The sideload instruction in the stackexchange template was updated. The instruction now states that stackexchange data will be loaded from a directory on the server and directs users to a new documentation url for more detailed information.
Previously, in order to load encyclopedia data into the search engine, it was necessary to use the encyclopedia.marginalia.nu converter to first create a .db-file. This isn't very ergonomic, so parts of that code-base was lifted in as a 3rd party library, and conversion from .zim to .db is now done automatically.
The output file name is based on the original filename, plus a crc32 hash and a .db-ending, to ensure we can recycle the data on repeat loads.
The change adds a new column to the MESSAGE_QUEUE table called AUDIT_RELATED_ID. This field is populated transparently, using a dictionary mapping Thread IDs to Message IDs, populated by the inbox handlers.
The existing RELATED_ID field has too many semantics associated with them,
among other things the FSM code uses them this field in tracking state changes.

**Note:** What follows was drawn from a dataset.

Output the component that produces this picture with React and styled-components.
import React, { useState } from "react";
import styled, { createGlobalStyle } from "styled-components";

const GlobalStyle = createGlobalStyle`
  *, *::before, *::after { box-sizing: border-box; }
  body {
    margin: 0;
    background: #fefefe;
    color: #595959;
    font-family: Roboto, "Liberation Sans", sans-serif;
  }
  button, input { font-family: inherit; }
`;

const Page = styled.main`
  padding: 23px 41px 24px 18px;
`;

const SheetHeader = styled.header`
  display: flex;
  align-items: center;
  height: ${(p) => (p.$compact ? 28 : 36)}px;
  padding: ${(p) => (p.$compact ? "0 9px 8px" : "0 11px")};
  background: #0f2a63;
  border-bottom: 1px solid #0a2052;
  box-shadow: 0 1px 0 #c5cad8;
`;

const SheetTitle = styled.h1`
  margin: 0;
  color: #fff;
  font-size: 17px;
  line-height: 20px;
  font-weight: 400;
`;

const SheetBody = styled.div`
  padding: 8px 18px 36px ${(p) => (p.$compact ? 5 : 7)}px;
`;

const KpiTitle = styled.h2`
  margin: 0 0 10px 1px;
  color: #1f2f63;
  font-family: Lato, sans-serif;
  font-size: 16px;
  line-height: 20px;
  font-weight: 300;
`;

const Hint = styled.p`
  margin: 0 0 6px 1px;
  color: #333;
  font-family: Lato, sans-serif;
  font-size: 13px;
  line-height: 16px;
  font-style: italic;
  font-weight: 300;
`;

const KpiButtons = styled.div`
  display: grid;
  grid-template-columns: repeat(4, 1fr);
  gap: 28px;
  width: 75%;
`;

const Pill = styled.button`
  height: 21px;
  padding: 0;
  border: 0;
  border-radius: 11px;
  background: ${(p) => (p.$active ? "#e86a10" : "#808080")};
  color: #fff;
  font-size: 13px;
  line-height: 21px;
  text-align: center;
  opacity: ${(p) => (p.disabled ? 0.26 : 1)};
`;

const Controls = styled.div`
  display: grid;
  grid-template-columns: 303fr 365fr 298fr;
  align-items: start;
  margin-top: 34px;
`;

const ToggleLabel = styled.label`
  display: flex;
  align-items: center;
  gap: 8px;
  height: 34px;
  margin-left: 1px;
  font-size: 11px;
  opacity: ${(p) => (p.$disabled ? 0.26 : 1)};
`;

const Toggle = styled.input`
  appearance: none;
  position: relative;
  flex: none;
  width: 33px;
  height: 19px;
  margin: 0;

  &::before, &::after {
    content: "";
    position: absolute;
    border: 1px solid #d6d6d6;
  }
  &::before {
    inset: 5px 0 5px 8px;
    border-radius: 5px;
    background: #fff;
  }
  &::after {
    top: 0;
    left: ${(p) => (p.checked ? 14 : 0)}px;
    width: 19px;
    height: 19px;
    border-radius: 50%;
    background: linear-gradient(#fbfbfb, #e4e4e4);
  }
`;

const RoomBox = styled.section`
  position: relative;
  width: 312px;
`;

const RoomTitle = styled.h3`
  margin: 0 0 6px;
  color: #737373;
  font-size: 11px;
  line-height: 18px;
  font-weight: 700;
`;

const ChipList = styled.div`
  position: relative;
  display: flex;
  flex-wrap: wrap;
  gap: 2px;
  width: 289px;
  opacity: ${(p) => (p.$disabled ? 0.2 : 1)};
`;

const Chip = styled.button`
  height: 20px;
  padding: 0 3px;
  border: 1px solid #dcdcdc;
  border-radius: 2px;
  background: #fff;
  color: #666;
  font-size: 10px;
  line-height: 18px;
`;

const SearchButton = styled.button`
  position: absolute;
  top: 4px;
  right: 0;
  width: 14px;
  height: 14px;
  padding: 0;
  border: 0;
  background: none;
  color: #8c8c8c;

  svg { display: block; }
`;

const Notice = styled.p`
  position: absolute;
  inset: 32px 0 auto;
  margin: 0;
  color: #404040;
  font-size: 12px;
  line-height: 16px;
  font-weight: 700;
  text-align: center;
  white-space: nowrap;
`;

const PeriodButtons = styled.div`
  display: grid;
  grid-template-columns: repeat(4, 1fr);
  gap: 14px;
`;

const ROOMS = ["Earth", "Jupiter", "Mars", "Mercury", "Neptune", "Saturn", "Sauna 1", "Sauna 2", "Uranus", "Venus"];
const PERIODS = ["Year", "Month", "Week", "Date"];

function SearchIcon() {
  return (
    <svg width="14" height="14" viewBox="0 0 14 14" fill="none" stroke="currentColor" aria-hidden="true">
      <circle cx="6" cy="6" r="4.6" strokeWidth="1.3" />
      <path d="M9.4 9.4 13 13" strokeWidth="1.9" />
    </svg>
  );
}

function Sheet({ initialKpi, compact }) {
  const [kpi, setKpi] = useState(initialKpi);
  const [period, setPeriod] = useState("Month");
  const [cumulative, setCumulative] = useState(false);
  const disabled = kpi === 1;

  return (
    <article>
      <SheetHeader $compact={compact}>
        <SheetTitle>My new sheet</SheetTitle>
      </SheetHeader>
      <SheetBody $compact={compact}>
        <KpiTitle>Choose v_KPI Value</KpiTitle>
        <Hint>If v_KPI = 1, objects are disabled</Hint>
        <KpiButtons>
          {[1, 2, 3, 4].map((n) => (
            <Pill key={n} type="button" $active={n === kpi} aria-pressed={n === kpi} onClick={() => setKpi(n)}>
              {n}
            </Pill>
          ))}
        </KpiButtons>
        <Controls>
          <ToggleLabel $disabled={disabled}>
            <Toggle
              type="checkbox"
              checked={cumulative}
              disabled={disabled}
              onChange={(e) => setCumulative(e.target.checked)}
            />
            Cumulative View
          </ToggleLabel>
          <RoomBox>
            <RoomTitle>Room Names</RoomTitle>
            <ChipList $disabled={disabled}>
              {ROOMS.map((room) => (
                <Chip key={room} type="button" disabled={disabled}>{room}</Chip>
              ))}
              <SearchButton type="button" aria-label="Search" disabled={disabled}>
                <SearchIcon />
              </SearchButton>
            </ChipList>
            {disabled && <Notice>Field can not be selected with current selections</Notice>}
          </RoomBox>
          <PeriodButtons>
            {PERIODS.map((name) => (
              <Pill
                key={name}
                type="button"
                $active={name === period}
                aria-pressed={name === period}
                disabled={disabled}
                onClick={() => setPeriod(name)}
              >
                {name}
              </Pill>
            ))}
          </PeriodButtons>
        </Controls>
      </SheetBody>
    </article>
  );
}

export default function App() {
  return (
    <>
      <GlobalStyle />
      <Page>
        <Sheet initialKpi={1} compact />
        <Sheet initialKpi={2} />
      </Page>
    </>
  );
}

The change set also improves the consistency of inbox names. The IndexClient was buggy and populated its outbox with a UUID. This is fixed. All Service2Service outboxes are now prefixed with 'pp:' to make them even easier to differentiate.
In some scenarios, such as when restoring storage items from json-manifest on db failure, the file storage view would present the items in a non-chronological order. Added a sort() operation to mitigate this.
Use a system.properties file to configure the system. This is loaded statically by MainClass or ProcessMainClass. Update the property names to be more consistent, and update the documentations to reflect the changes.
The EC_DOMAIN_LINK table is deprecated and slated for removal, use QueryClient.getAllDomainLinks() instead.
The ExportDataActor now uses the QueryClient appropriately. The CSV format was also changed to quote the values, to prevent e.g. Excel from interpreting the comma as a decimal separator when previewing the file.
Finally the form for triggering an export was overhauled.
Several tests were manually running migrations in a large copy-paste blob of code. This makes the test less useful as it's possible to break the code while keeping the tests green by introducing a new migration that never gets run in the tests, and it's also difficult to reason about what the tests are doing.
A new test helper library is introduced with a TestMigrationLoader that can both run Flyway migrations, or load specific migrations in the cases a specific set of migrations need to be loaded. Existing tests are migrated to use the new code.
Add a toggle for saving the WARC data generated by the search engine's crawler. Normally this is discarded, but for debugging or archival purposes, retaining it may be of interest.
The warc files are concatenated into larger archives, up to about 1 GB each.
An index is also created containing filenames, domain names, offsets and sizes
to help navigate these larger archives.
The warc data is saved in a directory warc/ under the crawl data storage.
This commit overhauls a lot of the UX for the control service, adding a new actions menu to the nodes views. It has many small tweaks to make the work flow better.
It also adds a new /uploads directory in each index node, from which sideloaded data can be selected. This is a bit of a breaking change, as this directory needs to exist in each index node.
The changeset also makes the control service responsible for flyway migrations. This helps reduce the number of places the database configuration needs to be spread out. These automatic migrations can be disabled with -DdisableFlyway=true.
The commit also adds curl to the docker container, to enable docker health checks and interdependencies.
This variable had a very confusing name, and was dangerously easy to use in the wrong place with the result of getting something that only works as expected half the time.
Ideally this class needs an overhaul, the assumptions it makes about domain names aren't great.
A race condition was found where precession actors would sometimes skip a step, because when invoking ExecutorRemoteActor.getState(), it would get the last 'OK' actor state from a previous run of the actor!
To avoid this, the trigger method was changed from returning a boolean to the message ID, negative if an error occurred, to be passed to getState to select only messages that pertain to the present or future runs.
If a process is violently terminated, the associated file storage may get stuck in the ephemeral 'NEW' state, preventing future operations on the associated data.
To remedy this without having to dig through the database, a button was added to reset the state. It's a band-aid, but the situation is rare enough that I think it's fine.